Sake is cruising up the favourite-drink food chain and is now beloved by barmen and top sommeliers, being paired with a range of foods on high-end menus, and used as a versatile ingredient in light, bright cocktails. Here’s why.

Sake for all.
Sake for all.

It began as a childhood love of anime, developed into a teenage obsession with Japanese gadgets and design and ended up becoming the coolest job title in the world.

Andre Bishop is a Sake Samurai.

The Melbourne bar owner, educator and sake distributor was bestowed the honorary title by the Japanese Sake Brewers Association for his dedication to spreading the good word of Japan’s national drink in Australia.

That lifelong love of all things Japanese led, naturally enough, to travels throughout the country where Bishop was exposed to local craft sake which was a world away, literally, from the mass-market, low-quality sake served in Australia in the mid 1990s.

“I wanted to share what I’d discovered with Aussies, this amazing beverage that goes so well with food,” Bishop says.

“At the time, sake was the domain of Japanese restaurants, served piping hot from a microwave. That’s all Aussies knew.”

Bishop opened Australia’s first bar dedicated to Japanese sake, Robot in Melbourne’s CBD, in 2000 with Izakaya Chuji and sake bar Nihonshu to follow in the city, as well as Kumo Izakaya in Brunswick East.

Today, sake is beloved by barmen and top sommeliers, being paired with a range of foods on high-end menus and being used as a versatile ingredient in light, bright cocktails.

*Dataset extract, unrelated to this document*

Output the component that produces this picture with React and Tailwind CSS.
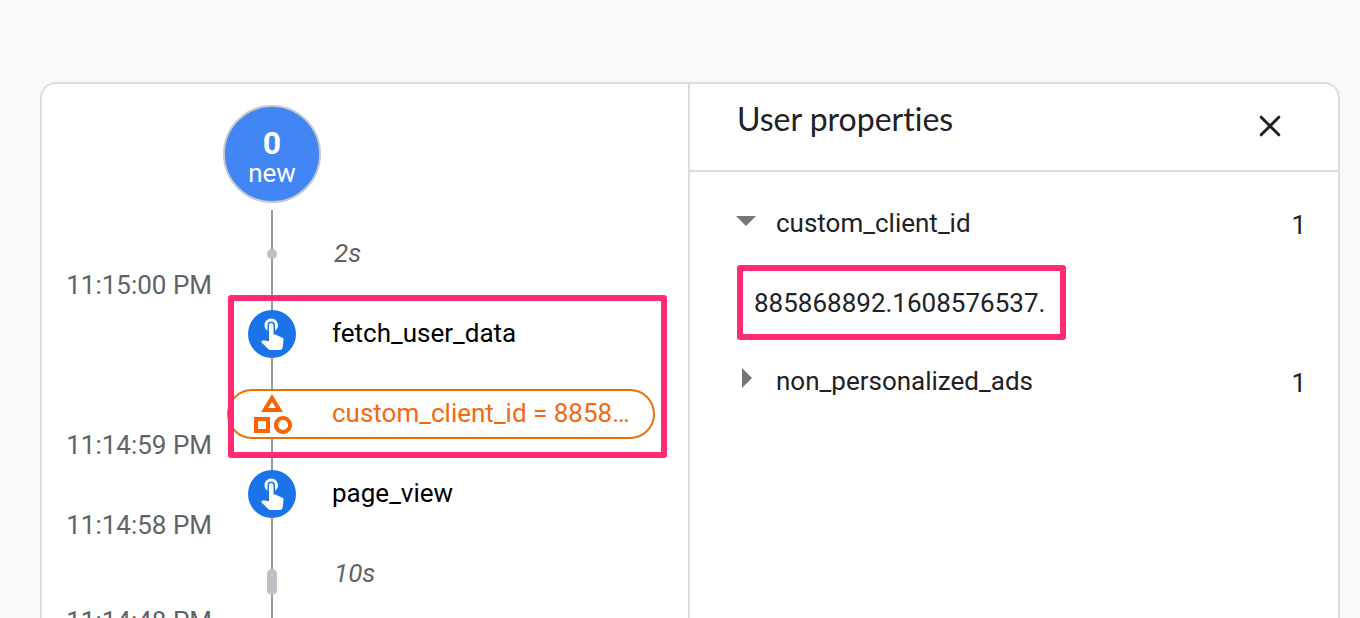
import React from "react";
import { MdTouchApp, MdOutlineCategory } from "react-icons/md";

function TouchBadge() {
  return (
    <span className="flex size-12 items-center justify-center rounded-full bg-[#1a73e8] pb-[5px] text-white">
      <MdTouchApp size={36} />
    </span>
  );
}

function TimelineRow({ marker, children, muted }) {
  return (
    <div className="flex h-20 items-center">
      <div className="flex w-[90px] justify-center">{marker}</div>
      <div className={muted ? "ml-[17px] pb-px italic text-[#5f6368]" : "ml-[15px] pb-px text-black"}>{children}</div>
    </div>
  );
}

function Timeline() {
  return (
    <section className="flex w-[648px] shrink-0 border-r-2 border-[#dadce0]">
      <div className="flex w-[170px] shrink-0 flex-col pt-[161px] text-right text-[#5f6368]">
        <time className="h-40 leading-20">11:15:00 PM</time>
        <time className="h-20 leading-20">11:14:59 PM</time>
        <time className="h-24 leading-20">11:14:58 PM</time>
        <time className="h-20 leading-20">11:14:48 PM</time>
      </div>

      <div className="relative ml-[15px] w-[440px] shrink-0 pt-[21px]">
        <div className="ml-[-4px] flex size-[98px] flex-col items-center rounded-full border-2 border-[#c6c9cc] bg-[#4285f4] pt-[19px] text-white">
          <span className="text-[32px] leading-[34px] font-bold">0</span>
          <span className="leading-[26px]">new</span>
        </div>

        <div className="mt-[7px] grid">
          <div className="ml-[44px] h-[410px] w-0.5 bg-[#9a9a9a] [grid-area:1/1]" />
          <div className="z-10 flex flex-col pt-1 [grid-area:1/1]">
            <TimelineRow muted marker={<span className="size-2.5 rounded-full bg-[#bdbfc1]" />}>
              2s
            </TimelineRow>
            <TimelineRow marker={<TouchBadge />}>fetch_user_data</TimelineRow>
            <div className="flex h-20 items-center">
              <div className="flex h-[50px] w-[428px] items-center rounded-full border-2 border-[#e8710a] bg-white pl-[19px] text-[#f4690f]">
                <MdOutlineCategory size={48} className="shrink-0 text-[#fa6400]" />
                <span className="ml-9 pb-px">custom_client_id = 8858…</span>
              </div>
            </div>
            <TimelineRow marker={<TouchBadge />}>page_view</TimelineRow>
            <TimelineRow muted marker={<span className="mt-4 h-[26px] w-2.5 rounded-full bg-[#bdc1c6]" />}>
              10s
            </TimelineRow>
          </div>
        </div>

        <div className="pointer-events-none absolute top-[211px] left-px z-20 h-[163px] w-[439px] rounded-[3px] border-6 border-[#ff2d6f]" />
      </div>
    </section>
  );
}

function Properties() {
  return (
    <section className="flex-1 text-[#202124]">
      <header className="flex h-[88px] items-start justify-between border-b-2 border-[#dadce0] pr-[56px] pl-[47px]">
        <h2 className="pt-[15px] font-['Lato',sans-serif] text-[32px] leading-10 [font-variant-ligatures:none]">
          User properties
        </h2>
        <svg
          viewBox="0 0 24 24"
          className="mt-[30px] size-6"
          fill="none"
          stroke="currentColor"
          strokeWidth="3"
          strokeLinecap="round"
        >
          <path d="M3.2 3.2 20.8 20.8M20.8 3.2 3.2 20.8" />
        </svg>
      </header>

      <div className="pt-[31px] pr-8 pl-[47px]">
        <div className="flex h-10 items-center">
          <svg viewBox="0 0 20 10" className="-ml-px mb-1 h-2.5 w-5 fill-[#757575]">
            <path d="M0 0H20L10 10Z" />
          </svg>
          <span className="ml-5">custom_client_id</span>
          <span className="mt-1 ml-auto">1</span>
        </div>
        <div className="mt-[22px] flex h-[75px] w-[329px] items-center rounded-[3px] border-6 border-[#ff2d6f] pt-px pl-[11px]">
          885868892.1608576537.
        </div>
        <div className="mt-[21px] flex h-10 items-center">
          <svg viewBox="0 0 10 20" className="mr-[5px] mb-1.5 ml-[5px] h-5 w-2.5 fill-[#757575]">
            <path d="M0 0V20L10 10Z" />
          </svg>
          <span className="ml-[19px]">non_personalized_ads</span>
          <span className="mt-1 ml-auto">1</span>
        </div>
      </div>
    </section>
  );
}

export default function App() {
  return (
    <main className="h-[618px] overflow-hidden bg-[#f8f9fa] pt-[82px] pl-10 font-['Roboto',sans-serif] text-[26px]">
      <div className="flex h-[600px] w-[1300px] overflow-hidden rounded-2xl border-2 border-[#dadce0] bg-white">
        <Timeline />
        <Properties />
      </div>
    </main>
  );
}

“It’s been an enjoyable experience watching the growth, acceptance and appreciation of sake over the years, which really ramped up six, seven years ago,” Bishop says.

“The experience of being served a piping hot sake, and waking up with a terrible hangover in the morning, that’s much rarer now.”

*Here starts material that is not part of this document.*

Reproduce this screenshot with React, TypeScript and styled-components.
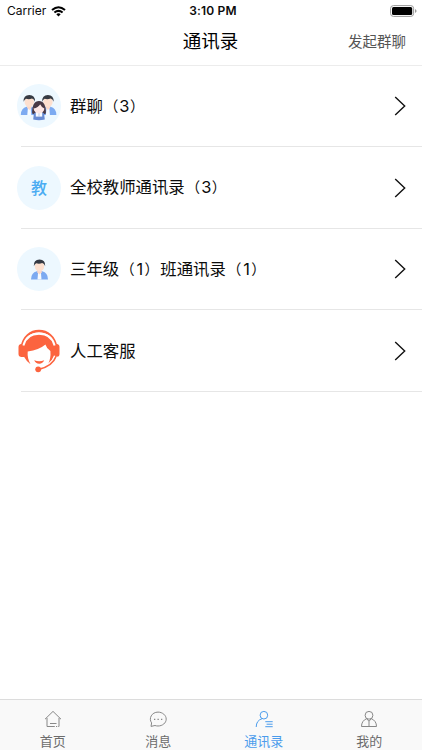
import React from "react";
import styled, { createGlobalStyle } from "styled-components";

const GlobalStyle = createGlobalStyle`
  * { box-sizing: border-box; }
  body {
    margin: 0;
    background: #fff;
    overflow: hidden;
    font-family: Inter, "Noto Sans CJK SC", sans-serif;
    color: #0c0c0c;
  }
`;

const Screen = styled.div`
  width: 422px;
  height: 750px;
  display: flex;
  flex-direction: column;
  background: #fff;
`;

const StatusBar = styled.header`
  height: 22px;
  display: grid;
  grid-template-columns: 1fr auto 1fr;
  align-items: center;
  padding: 0 5px 0 7px;
  font-size: 12px;
  line-height: 22px;
`;

const Carrier = styled.div`
  display: flex;
  align-items: center;
  gap: 5px;
  letter-spacing: -0.02px;
`;

const Clock = styled.div`
  font-weight: 600;
  font-size: 12px;
  letter-spacing: 0.18px;
  padding-left: 2px;
`;

const BatterySlot = styled.div`
  display: flex;
  justify-content: flex-end;
`;

const NavBar = styled.div`
  height: 43.5px;
  display: grid;
  grid-template-columns: 1fr auto 1fr;
  align-items: center;
  padding: 0 16px 4px 15px;
  border-bottom: 1px solid #ececec;
`;

const Title = styled.h1`
  grid-column: 2;
  margin: 0;
  font-size: 18.5px;
  line-height: 26px;
  font-weight: 400;
  color: #000;
`;

const NavAction = styled.button`
  justify-self: end;
  border: 0;
  padding: 1px 0 0;
  background: none;
  font: inherit;
  font-size: 14.5px;
  line-height: 24px;
  color: #555;
`;

const List = styled.main`
  flex: 1;
`;

const Row = styled.div`
  height: 81.5px;
  display: flex;
  align-items: center;
  padding: 0 16px 0 17px;
  background: linear-gradient(#e6e6e6, #e6e6e6) 21px 100% / 100% 1px no-repeat;
`;

const Avatar = styled.div<{ $plain?: boolean }>`
  width: 44px;
  height: 44px;
  border-radius: 50%;
  background: ${(p) => (p.$plain ? "transparent" : "#edf8ff")};
  color: #4bacf2;
  font-size: 16px;
  line-height: 22px;
  font-weight: 500;
  display: flex;
  align-items: center;
  justify-content: center;
`;

const Label = styled.span`
  flex: 1;
  margin-left: 9px;
  font-size: 16.4px;
  line-height: 24px;
  white-space: nowrap;
`;

const Paren = styled.span<{ $close?: boolean }>`
  font-size: 14.4px;
  margin: ${(p) => (p.$close ? "0 1.5px 0 0.5px" : "0 1px 0 1.1px")};
`;

const Digit = styled.span<{ $narrow: boolean }>`
  margin: 0 ${(p) => (p.$narrow ? "0.8px" : "0")};
`;

const TabBar = styled.nav`
  height: 51px;
  display: grid;
  grid-template-columns: repeat(4, 1fr);
  background: #f9f9f9;
  border-top: 1px solid #dcdcdc;
`;

const Tab = styled.div<{ $active?: boolean }>`
  display: flex;
  flex-direction: column;
  align-items: center;
  padding-top: 10px;
  gap: 4px;
  font-size: 13px;
  line-height: 18px;
  color: ${(p) => (p.$active ? "#4b9cec" : "#6c6c6c")};
  svg { color: ${(p) => (p.$active ? "#4b9cec" : "#888")}; }
`;

const Wifi = () => (
  <svg width="15" height="11" viewBox="0 0 15 11" fill="none" stroke="#000" strokeWidth="2">
    <path d="M1 4.1Q7.5-1.7 14 4.1" />
    <path d="M3.4 6.6Q7.5 3.1 11.6 6.6" />
    <path d="M7.5 10.4L5.3 8.2Q7.5 6.4 9.7 8.2Z" fill="#000" stroke="none" />
  </svg>
);

const Battery = () => (
  <svg width="27" height="12" viewBox="0 0 27 12">
    <rect x="0.6" y="0.6" width="23" height="10.8" rx="2.8" fill="none" stroke="#999" />
    <rect x="2" y="2" width="20.2" height="8" rx="1.5" fill="#000" />
    <path d="M25 4q1.6.8 1.6 2T25 8z" fill="#999" />
  </svg>
);

const Chevron = () => (
  <svg width="12" height="20" viewBox="0 0 12 20" fill="none" stroke="#111" strokeWidth="1.4">
    <path d="M1.2 0.9L10.7 10L1.2 19.1" />
  </svg>
);

const Man = () => (
  <>
    <path d="M0 20.5Q.2 13.5 5.8 12.3H11.2Q16.8 13.5 17 20.5Z" fill="#7caaf1" />
    <path d="M7.1 13.2h2.8l.6 7.3H6.5z" fill="#f6fbff" />
    <path d="M6.3 10.5h4.4v2.7L8.5 15.6l-2.2-2.4z" fill="#fbd9c8" />
    <ellipse cx="8.5" cy="7.4" rx="4.7" ry="5" fill="#fde0cf" />
    <path d="M2.8 7.2Q2.5.5 8.5.5t5.7 6.7q-1-2.6-3-3.2-3 1.4-6 .3-1.7 1-2.4 2.9z" fill="#353a43" />
  </>
);

const Group = () => (
  <svg width="44" height="44" viewBox="0 0 44 44">
    <g transform="translate(3.8 10.5)"><Man /></g>
    <g transform="translate(22.4 10.5)"><Man /></g>
    <path d="M15.1 29.6Q15 17 22 17T28.9 29.6Q22 33 15.1 29.6Z" fill="#493a45" />
    <path d="M16.2 35.5l.7-6q1.5-1.7 5.1-1.7t5.1 1.7l.7 6q-5.8 1.6-11.6 0z" fill="#688bd3" />
    <path d="M18.8 28h6.4v4.6h-6.4z" fill="#f8fbff" />
    <path d="M22 28.6v4" stroke="#a8b6dc" strokeWidth=".7" />
    <ellipse cx="22" cy="24.7" rx="5.3" ry="4.8" fill="#fde7e4" />
    <path d="M16.6 24.4q-.2-5.8 5.4-5.8t5.4 5.8q-3-1.2-4.2-4.2-2 3.4-6.6 4.2z" fill="#493a45" />
  </svg>
);

const Person = () => (
  <svg width="17" height="21" viewBox="0 0 17 21"><Man /></svg>
);

const Support = () => (
  <svg width="44" height="44" viewBox="0 0 44 44" fill="none">
    <path d="M4.7 18C6.5 7.5 13.5 2 22 2S37.5 7.5 39.3 18" stroke="#fc643f" strokeWidth="2.4" />
    <path d="M6.5 15H4.2q-2.7.3-2.7 3v7q0 3 3.2 3h2.8zM37.5 15h2.3q2.7.3 2.7 3v7q0 3-3.2 3h-2.8z" fill="#fc643f" />
    <path d="M5 18C5 9 13 5.2 22 5.2S39 9 39 18q0 11-7.9 17.2 3-6 2.3-13.2-3.6-2-5-6.4Q22 21.2 10.7 22.5q-.6 7 2.8 12.7Q5 29 5 18Z" fill="#fc643f" />
    <path d="M6.4 16.5Q9.5 4.8 22 4.8T37.6 16.5" stroke="#fff" strokeWidth="2" />
    <path d="M17.2 31.3q5 1.8 10 0-1.4 3.4-5 3.4T17.2 31.3Z" fill="#fc643f" />
    <path d="M38.7 27q-3.2 10-17 13.4" stroke="#fff" strokeWidth="3.6" />
    <path d="M39.2 27q-3.4 10-17.5 13.4" stroke="#fc643f" strokeWidth="1.6" />
    <circle cx="21.2" cy="40.3" r="2.9" fill="#fc643f" />
  </svg>
);

const TabSvg = styled.svg.attrs({
  width: 18,
  height: 18,
  viewBox: "0 0 18 18",
  fill: "none",
  stroke: "currentColor",
  strokeWidth: 1,
})``;

const HomeIcon = () => (
  <TabSvg>
    <path d="M1 9.2L9 1.4l8 7.8M3 8v8.5h7.8M12 16.5h1.2M14.3 16.5H15V8M6 13.5h6.5" />
  </TabSvg>
);

const ChatIcon = () => (
  <TabSvg>
    <path d="M2 16.4l.6-3.5C-.6 8.5 2.7 2.1 9 2.1c4.5 0 8.2 3.2 8.2 7s-3.7 6.9-8.2 6.9c-1.3 0-2-.2-3-.5z" />
    <path d="M5 9.4h1.3M8.5 9.4h1.3M12 9.4h1.3" strokeWidth="1.3" />
  </TabSvg>
);

const ContactsIcon = () => (
  <TabSvg>
    <circle cx="8.9" cy="5.2" r="3.8" />
    <path d="M1.2 17Q1.3 10.5 7 8.7M10.3 11.7h7.4M11.6 14.2h6M10.3 16.7h7.4" />
  </TabSvg>
);

const MeIcon = () => (
  <TabSvg>
    <circle cx="9" cy="5.3" r="3.9" />
    <path d="M6.8 8.6Q1.5 10.8 1.5 16.5H16.5Q16.5 10.8 11.2 8.6M6.8 8.8L9 11.3l2.2-2.5M9 11.3v5" />
  </TabSvg>
);

const contacts = [
  { label: "群聊（3）", avatar: <Group /> },
  { label: "全校教师通讯录（3）", avatar: "教" },
  { label: "三年级（1）班通讯录（1）", avatar: <Person /> },
  { label: "人工客服", avatar: <Support />, plain: true },
];

const tabs = [
  { label: "首页", icon: <HomeIcon /> },
  { label: "消息", icon: <ChatIcon /> },
  { label: "通讯录", icon: <ContactsIcon />, active: true },
  { label: "我的", icon: <MeIcon /> },
];

// Tightens full-width parentheses and evens out the digits between them.
const renderLabel = (label: string) =>
  label.split(/([（）]|\d+)/).map((part, i) => {
    if (part === "（" || part === "）") {
      return <Paren key={i} $close={part === "）"}>{part}</Paren>;
    }
    if (/^\d+$/.test(part)) {
      return <Digit key={i} $narrow={part === "1"}>{part}</Digit>;
    }
    return part;
  });

export default function App() {
  return (
    <Screen>
      <GlobalStyle />
      <StatusBar>
        <Carrier>Carrier <Wifi /></Carrier>
        <Clock>3:10 PM</Clock>
        <BatterySlot><Battery /></BatterySlot>
      </StatusBar>
      <NavBar>
        <Title>通讯录</Title>
        <NavAction>发起群聊</NavAction>
      </NavBar>
      <List>
        {contacts.map((c) => (
          <Row key={c.label}>
            <Avatar $plain={c.plain}>{c.avatar}</Avatar>
            <Label>{renderLabel(c.label)}</Label>
            <Chevron />
          </Row>
        ))}
      </List>
      <TabBar>
        {tabs.map((t) => (
          <Tab key={t.label} $active={t.active}>
            {t.icon}
            <span>{t.label}</span>
          </Tab>
        ))}
      </TabBar>
    </Screen>
  );
}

Sake specialist Andre Bishop at his Sake bar Nihonshu in Melbourne.
Sake specialist Andre Bishop at his Sake bar Nihonshu in Melbourne.

WHAT IS SAKE?

What in the west is commonly called sake is known in Japan as nihonshu — “Japanese liquor” — and is made from four ingredients: rice, water, koji and yeast. Like beer sake is brewed, unlike a spirit, which is distilled.

“I believe some people perceive sake like a harsh spirit like a vodka or tequila. I feel sake is more like a delicate white wine,” says Yuta Kobayashi from Toji Sake.

Taking its name from the Japanese term for sake brewmasters, Toji is created in Japan for the Melbourne-based company and is served in restaurants including Eazy Peasy Japanese yakitori in Richmond, which Kobayashi runs with wife Shar.

HOW IS IT MADE?

The magic of sake, says Bishop, is that the rice has to be inoculated with a special mould called koji (aspergillus oryzae) before it will undergo fermentation. The mould saccharifies the rice — turns its starch into sugar — which yeast feeds onand converts into alcohol.

“Unlike wine or beer where sugars are naturally present (in the base ingredients), there is no sugar in rice, so it has toundergo this miracle of propagation of koji mould onto the rice. That’s a very special part of the sake brewing process,” Bishop says.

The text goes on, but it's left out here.